Aug. 28: The annual Mass of the Holy Spirit, celebrated by Bishop Douglas Lucia, Father Donald Kirby, S.J.,  Jesuit Community Rector, and Jesuit faculty concelebrants, with music ministry by the All College Choir, followed by the annual opening of school barbecue picnic on the Falcone Library and Student Center lawns.

Leaders from the student community are in place for programs throughout the year including weekend retreats. Also planned are service-immersion trips both domestic (Camden, N.J.; Erie, Pa.; New Mexico) and international (this year, El Salvador, Jamaica, Ecuador).

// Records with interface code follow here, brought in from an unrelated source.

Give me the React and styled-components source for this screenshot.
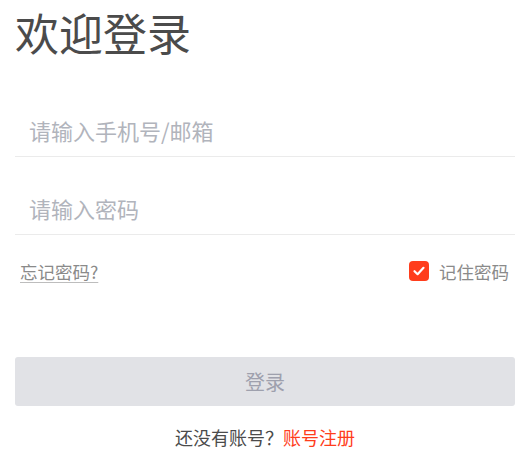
import React, { useState } from "react";
import styled, { createGlobalStyle } from "styled-components";

const GlobalStyle = createGlobalStyle`
  * { box-sizing: border-box; }
  html, body {
    margin: 0;
    padding: 0;
    background: #ffffff;
    font-family: "Noto Sans CJK SC", "Noto Sans", sans-serif;
  }
`;

const Page = styled.div`
  display: flex;
  flex-direction: column;
  padding: 0 11px 0 15px;
`;

const Title = styled.h1`
  margin: 0;
  height: 104px;
  padding-top: 2px;
  font-size: 44px;
  line-height: 60px;
  font-weight: 400;
  color: #4b4b4b;
`;

const Field = styled.div`
  display: flex;
  align-items: center;
  height: 53px;
  border-bottom: 1px solid #ebebeb;
  & + & {
    margin-top: 25px;
  }
`;

const Input = styled.input`
  flex: 1;
  height: 100%;
  border: none;
  outline: none;
  padding: 0 0 0 14px;
  font-family: inherit;
  font-size: 22px;
  color: #333;
  background: transparent;

  &::placeholder {
    color: #b1b4bc;
  }
`;

const Options = styled.div`
  display: flex;
  justify-content: space-between;
  align-items: center;
  height: 20px;
  margin-top: 26px;
  padding: 0 6px 0 5px;
`;

const Forgot = styled.a`
  font-size: 17.5px;
  color: #8a8a8a;
  text-decoration: underline;
  text-decoration-color: #bdbdbd;
  text-underline-offset: 3px;
  cursor: pointer;
`;

const Remember = styled.label`
  display: flex;
  align-items: center;
  gap: 10px;
  font-size: 17.5px;
  color: #8a8a8a;
  cursor: pointer;
`;

const Box = styled.span`
  display: flex;
  align-items: center;
  justify-content: center;
  width: 20px;
  height: 20px;
  border-radius: 4px;
  background: ${(p) => (p.checked ? "#ff3d1c" : "#fff")};
  border: ${(p) => (p.checked ? "none" : "1px solid #ccc")};
`;

const SubmitButton = styled.button`
  margin-top: 76px;
  height: 49px;
  border: none;
  border-radius: 3px;
  background: #e1e2e6;
  font-family: inherit;
  font-size: 20px;
  color: #9ea0ad;
  cursor: pointer;
`;

const Footer = styled.p`
  margin: 21px 0 0;
  text-align: center;
  font-size: 18px;
  line-height: 20px;
  color: #4b4b4b;
`;

const RegisterLink = styled.a`
  color: #ff3d1c;
  text-decoration: underline;
  text-underline-offset: 3px;
  cursor: pointer;
`;

const App = () => {
  const [remember, setRemember] = useState(true);

  return (
    <Page>
      <GlobalStyle />
      <Title>欢迎登录</Title>
      <Field>
        <Input placeholder="请输入手机号/邮箱" />
      </Field>
      <Field>
        <Input type="password" placeholder="请输入密码" />
      </Field>
      <Options>
        <Forgot>忘记密码?</Forgot>
        <Remember onClick={() => setRemember(!remember)}>
          <Box checked={remember}>
            {remember && (
              <svg width="14" height="14" viewBox="0 0 14 14">
                <path
                  d="M2.5 7.2 L5.6 10.2 L11.5 3.8"
                  fill="none"
                  stroke="#fff"
                  strokeWidth="2.2"
                  strokeLinecap="round"
                  strokeLinejoin="round"
                />
              </svg>
            )}
          </Box>
          记住密码
        </Remember>
      </Options>
      <SubmitButton>登录</SubmitButton>
      <Footer>
        还没有账号？<RegisterLink>账号注册</RegisterLink>
      </Footer>
    </Page>
  );
};

export default App;
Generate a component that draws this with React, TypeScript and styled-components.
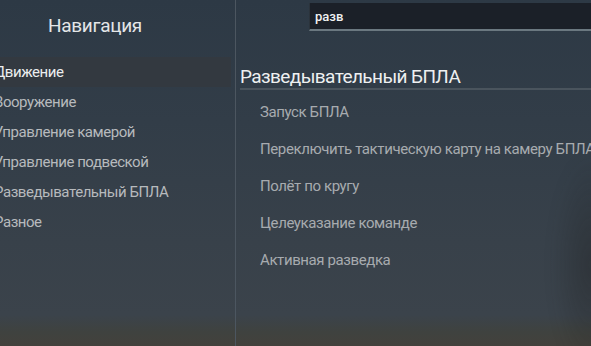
import React from "react";
import styled, { createGlobalStyle } from "styled-components";

const Global = createGlobalStyle`
  html, body { margin: 0; padding: 0; }
  body {
    width: 591px;
    height: 346px;
    overflow: hidden;
    font-family: "Roboto", "Liberation Sans", sans-serif;
  }
`;

const Screen = styled.div`
  position: relative;
  width: 591px;
  height: 346px;
  overflow: hidden;
  display: flex;
  background: linear-gradient(
    180deg,
    #2d3945 0%,
    #323d48 35%,
    #38414a 70%,
    #3b434b 91%,
    #3f423f 96%,
    #43413c 100%
  );
`;

const Shade = styled.div`
  position: absolute;
  right: -40px;
  top: 150px;
  width: 80px;
  height: 230px;
  border-radius: 50%;
  background: radial-gradient(ellipse at center, rgba(28, 28, 28, 0.35) 0%, rgba(28, 28, 28, 0) 70%);
  filter: blur(6px);
  pointer-events: none;
`;

const LeftPanel = styled.div`
  width: 235px;
  flex: none;
  border-right: 1px solid #4c5660;
  display: flex;
  flex-direction: column;
`;

const NavTitle = styled.div`
  height: 50px;
  display: flex;
  align-items: center;
  padding-left: 48px;
  font-size: 19px;
  letter-spacing: -0.3px;
  color: #e4e6e8;
`;

const NavList = styled.div`
  margin-top: 7px;
  display: flex;
  flex-direction: column;
  padding-right: 4px;
`;

const NavItem = styled.div<{ $active?: boolean }>`
  height: 30px;
  display: flex;
  align-items: center;
  text-indent: -6px;
  font-size: 15px;
  letter-spacing: -0.45px;
  color: ${(p) => (p.$active ? "#eceeef" : "#b7babd")};
  background: ${(p) => (p.$active ? "#333940" : "transparent")};
`;

const RightPanel = styled.div`
  flex: 1;
  display: flex;
  flex-direction: column;
  padding-left: 4px;
  min-width: 0;
`;

const SearchBox = styled.div`
  margin: 3px -10px 0 69px;
  height: 26px;
  background: #1b2028;
  border-bottom: 2px solid #6b7880;
  border-left: 1px solid #2b333b;
  display: flex;
  align-items: center;
  padding-left: 5px;
  font-size: 13px;
  font-weight: 500;
  color: #f0f1f2;
`;

const SectionTitle = styled.div`
  margin-top: 34px;
  margin-right: -20px;
  height: 23px;
  display: flex;
  align-items: center;
  font-size: 19px;
  letter-spacing: -0.6px;
  color: #eef0f1;
  border-bottom: 2px solid #4a545d;
  white-space: nowrap;
`;

const ActionList = styled.div`
  margin-top: 4px;
  display: flex;
  flex-direction: column;
`;

const ActionItem = styled.div`
  height: 36.8px;
  display: flex;
  align-items: center;
  padding-left: 20px;
  font-size: 15px;
  letter-spacing: -0.4px;
  color: #a7abaf;
  white-space: nowrap;
`;

const navItems = [
  "Движение",
  "Вооружение",
  "Управление камерой",
  "Управление подвеской",
  "Разведывательный БПЛА",
  "Разное",
];

const actions = [
  "Запуск БПЛА",
  "Переключить тактическую карту на камеру БПЛА",
  "Полёт по кругу",
  "Целеуказание команде",
  "Активная разведка",
];

export default function App() {
  return (
    <>
      <Global />
      <Screen>
        <LeftPanel>
          <NavTitle>Навигация</NavTitle>
          <NavList>
            {navItems.map((t, i) => (
              <NavItem key={t} $active={i === 0}>
                {t}
              </NavItem>
            ))}
          </NavList>
        </LeftPanel>
        <RightPanel>
          <SearchBox>разв</SearchBox>
          <SectionTitle>Разведывательный БПЛА</SectionTitle>
          <ActionList>
            {actions.map((a) => (
              <ActionItem key={a}>{a}</ActionItem>
            ))}
          </ActionList>
        </RightPanel>
        <Shade />
      </Screen>
    </>
  );
}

Other events include faith-formation activities such as Adult Confirmation Preparation, weekly adoration of the Holy Eucharist, as well as continuing the tradition of Sunday Eucharist, with the support of the students’ Joyful Noise Liturgical  Choir.

The local volunteer-service focus continues to be outreach to people or are homeless, and those at risk of homelessness, through collaboration with Road to Emmaus Ministry and weekly Saturday commitment to cover the serving of late-afternoon dinner at the Rescue Mission Dining Center.

Father Dolan said that he and Le Moyne’s other campus ministers — Director Tom Andino, Alice Zicari, and Sister Ann Kenyon, OSF — “are excited and hopeful for a Spirit-filled year on campus, and our sharing of that Spirit with our brothers and sisters whom we encounter on and off campus.”

The campus ministries, Msgr. Lang said, conform to Cardinal Newman’s motto: Cor ad cor loquitor — Heart speaks to heart.